O caso da 'Casa Branca' mexicana continua sem se esclarecer. Não é um caso encerrado. "Um empreiteiro que construiu e financia a casa da família do presidente Peña Nieto ganhou uma série de contratos governamentais importantes desde que o líder mexicano chegou ao poder, há dois anos", relatou o "Wall Street Journal" esta semana.

O jornal detalha a participação do grupo Higa na construção de um aqueduto de US$ 3,4 bilhões e de um museu de US$ 460 milhões em Puebla, além da reforma do hangar presidencial, entre muitos outros contratos.
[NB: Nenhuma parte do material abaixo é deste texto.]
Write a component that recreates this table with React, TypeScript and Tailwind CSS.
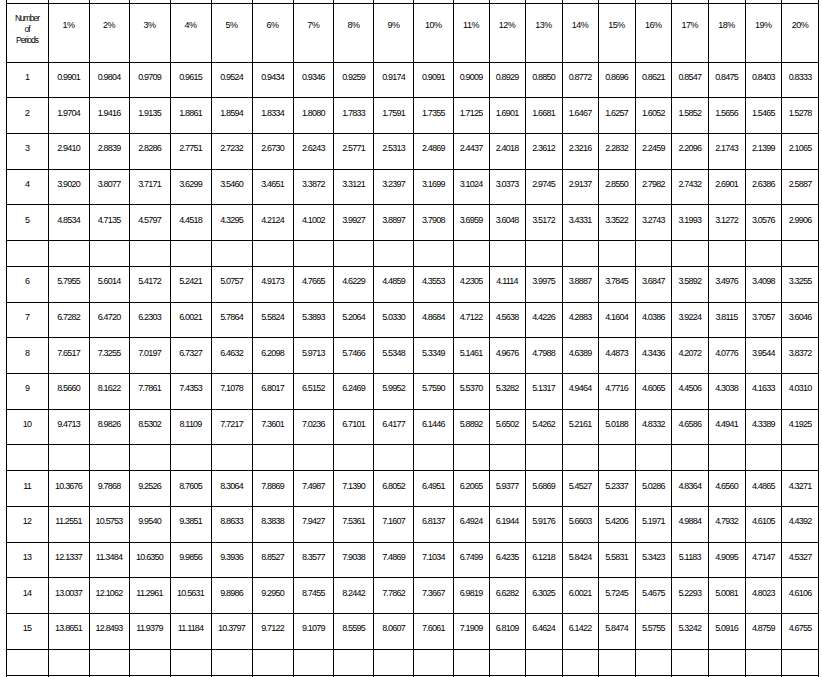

O conflito de interesses por parte do presidente é grosseiro e gigantesco.
É muito pedir uma investigação independente e uma lista de todos os contratos governamentais que ganhou a corporação que financia a casa da esposa do presidente?

Mas, diante desse tráfico de influências e da crescente insegurança no país, a única maneira de queixar-se, para milhões de mexicanos, é sair às ruas, protestar nas redes sociais e dizer "NÃO" ao presidente. Não basta, mas é preciso começar com algo.

"NÃO" é uma palavra muito poderosa. Em seu belíssimo livro "Un Hombre" [Um homem], a jornalista Oriana Fallaci conta como Alexandros Panagoulis, um líder da resistência contra a ditadura grega no início dos anos 1970, a levou a uma colina do Peloponeso para lhe mostrar como os rebeldes haviam escrito três grandes letras, OXI, que em grego significa "NÃO". Ela chamou esse símbolo de resistência de "o mais belo monumento à dignidade humana".

Os protestos no México e nos EUA foram só isso: protestos, expressões de descontentamento e desesperança. É possível que nada mude no México. É possível também que o racismo continue sendo um elemento predominante na cultura americana. Mas toda mudança começa com um "NÃO".

Não sabemos o que virá depois. Mas sabemos que não gostamos do que temos hoje.